Sunday, February 27, 2011

True Republican new edit
Contributed by Harrison

Description: The Recent Delaware Election of Federalists Truit and Van Dyke

Date: December 16 1807

Newspaper published in: Connecticut

Source: newspaper/archives

Page/Column: Weekly Register of Politics and News.

Delaware closely adheres to her own partialities. At a recent election there, George Truit of Kent County, was chosen Governor, and Nicholas VanDyke representative in Congress.
They are both Federalists. Delaware is a small state ans to that circumstance I attribute the continued predominance of Federal principals among the people. In one county, the voters are as well drilled to the service of their leaders as a company of regular soldiers in the Pussian service are to the orders of their captain. I really mean no offense to the people of Sussex , but they would appear a great more respectable in the eyes of their fellow countrymen if they were to free themselves from that vassalage under which they labor, and act a little bit more independent.

From Wikipedia the free encyclopedia:

George Truit, 1756-1818, was an american farmer and politician from Muderkill Hundred in Kent county, Delaware, near Felton. He was a member of the Federalist Party who served in the Delaware General Assembly ans as governor of Delaware. He was a descendant of a George Truit who settled in Accomack county in Virginia in the 17th Century. He was married to Margaret Hodgson and had a daughter Sarah. The farm was east of Felton on the Canterbury Road and they also had a town home at 12 South Main Street in Camden. The family were Methodist. He remains are now at Barratts Cemetery.

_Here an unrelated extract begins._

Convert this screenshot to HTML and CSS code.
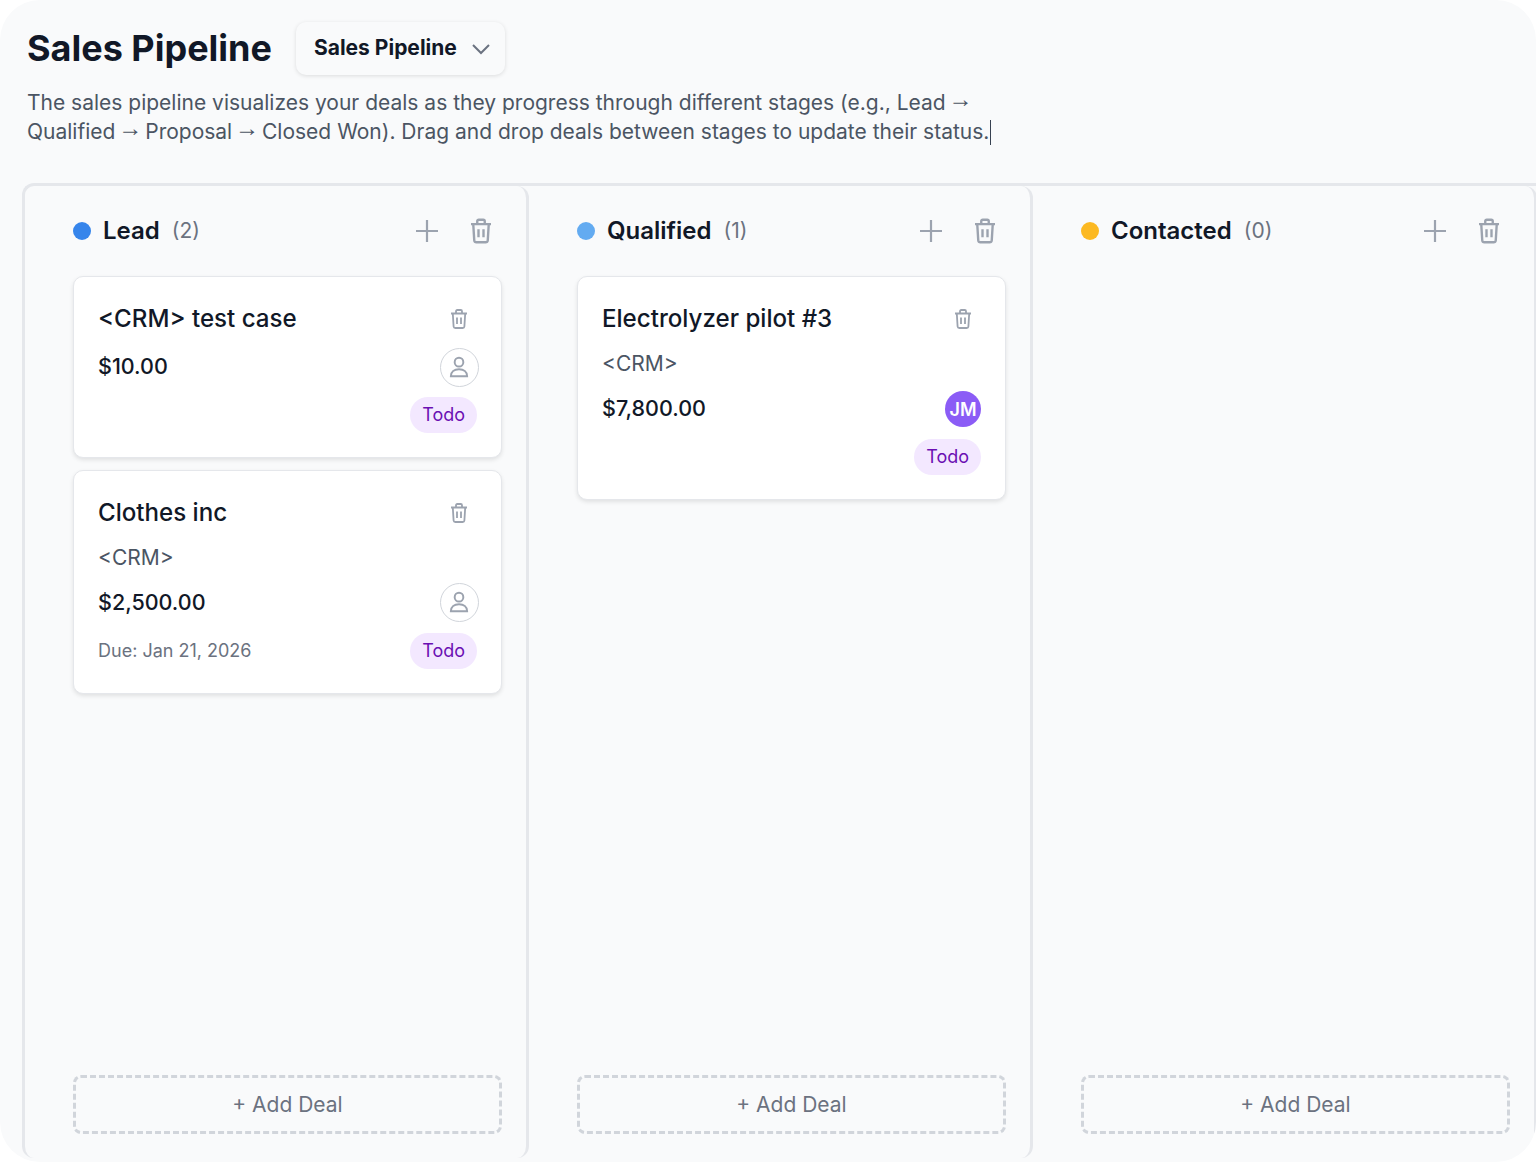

Nicholas Van Dyke, 1738-1789, was an American Lawyer and Politician from New Castle, serving in the Delaware Assembly, a Continental Congressman and President [Governor] of Delaware. Van Dyke was born at the family home, Berwick, in St. Georges Hundred, the son of Nicholas and Rachel Alee Van Dyke. He was home educated and read law in Philadelphia, returning home to begin practice. He married twice, first to Elizabeth Nixon who died giving birth to their first child, Rachael in 1767. He then married Charlotte Stanley, and they had four children, Nancy Ann, Mary, Nicholas, and Harry. The were members of the Immanuel Episcopal Church. He died at Berwick, buried there but later his remains were buried in the New Castle Episcopal Church Yard.